On his slides he calls WebCT a CMS, which had me confused. It's a Content Management System? But no, he meant Course Management System. These things are now commonly known as Learning Management Systems. Apparently CMS is an archaic term.

I may be reading too much into this, but it seems like an acknowledgment of the state of the art; typical Learning Management systems are not really managing learning, they're managing courses – the course code, the course title, lists of students, the course content, marks and so on. A learning management system might really be like a quality management system – a methodology rather than a software application. Either that or Murray travels with a really old slide show.

In the question time at the end, when dealing with the idea that general purpose tools can be used by 'bad' teachers to do 'bad' teaching more efficiently, Murray talked about his goal of making his software 'neutral' regarding things like pedagogy. This is the bit that interests me. What is this neutrality?

For a start neutral never means transparent - software colours anything, even if only a light tint. Murray noted this himself, saying that his Unix background had made WebCT flexible but maybe harder to use than some other systems.

From a content management perspective, which is the bit that interests me, the neutrality of both WebCT and Blackboard (and Caddie of course) with respect to content standards means they tend to get used as a file system on line; the 'neutral' thing they do is allow upload of any-old file in any-old format.
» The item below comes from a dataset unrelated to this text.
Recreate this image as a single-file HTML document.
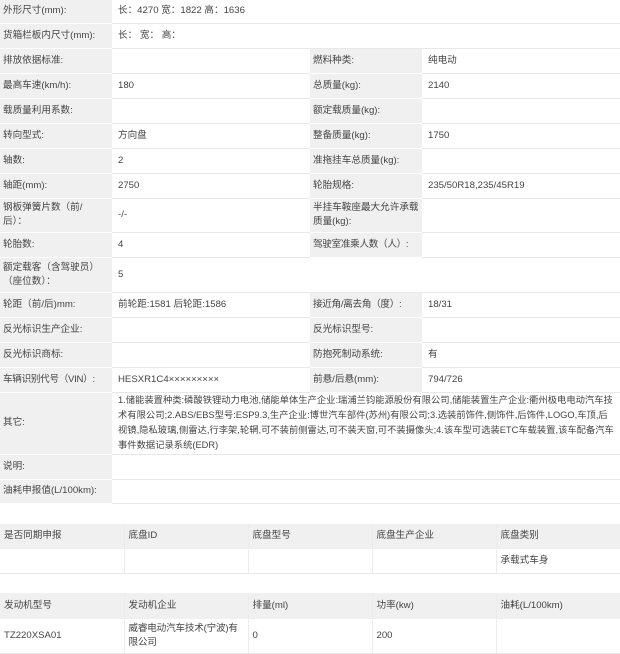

In a parallel universe, with a different kind of IT market, neutral might mean you only let people put up web materials and not office documents.

One technologist's neutral is another's reverse-gear.

My job involves compromising, or overcoming, or suppressing, the neutrality of learning management systems by enabling an organisation to set up publishing standards, and help their authors and editors to create consistent, usable courseware, cheaply and quickly. To do this, we have created a courseware management system that lives outside of the Learning Management System - my paper explains some of the issues.

Sunday's second speaker, André Greenberry, Lieutenant Colonel, Staff Officer Grade One, Flexible Delivery Development Headquarters Training Technology, had lots of colour and movement to show, but there's a written paper as well.

Lieutenant Colonel Greenberry demoed marvellous media-rich training materials which I gather were created in Director, then showed us some of the same kinds of materials in a new web based Learning Management System. He mentioned that he did not have the control he wanted over fonts and layout and so on. So the software is not neutral enough. The Lieutenant Colonel does not want, I gather, to give all of his 69 staff and assorted contractors free reign to change the font on a given page. What he would need, though, would be a way to set the doctrine on matters of layout and style; that is the software needs to be neutral until an officer with enough authority orders it otherwise.

And André is interested in a lot more than the font - all the stuff he showed us was driven by educational theory and Army culture and most importantly by experienced instructional designers and trainers; I'm interested in how we can make software that is configurable at those levels. I quote from the paper:

Understanding the science and art underpinning the development of eLearning is a prerequisite for the design of a quality product. But alas, many eLearning products are being designed oblivious of the requisite science and art. There are a plethora of computer based learning packages that simply focus on delivering huge amounts of content and contravene basic instructional design principals. Information presentation does not constitute learning. So it is that eReading, eBoring and eSleeping products are dissolving the 'learning' ideals of eLearning. It is becoming more and more apparent that the principals of learning are being subsumed by the eLearning delivery medium.

Which I think, is along the lines of what I am saying about the 'neutrality' of Learning Management Systems - easy to sell, more or less easy to use, but nothing to do with learning.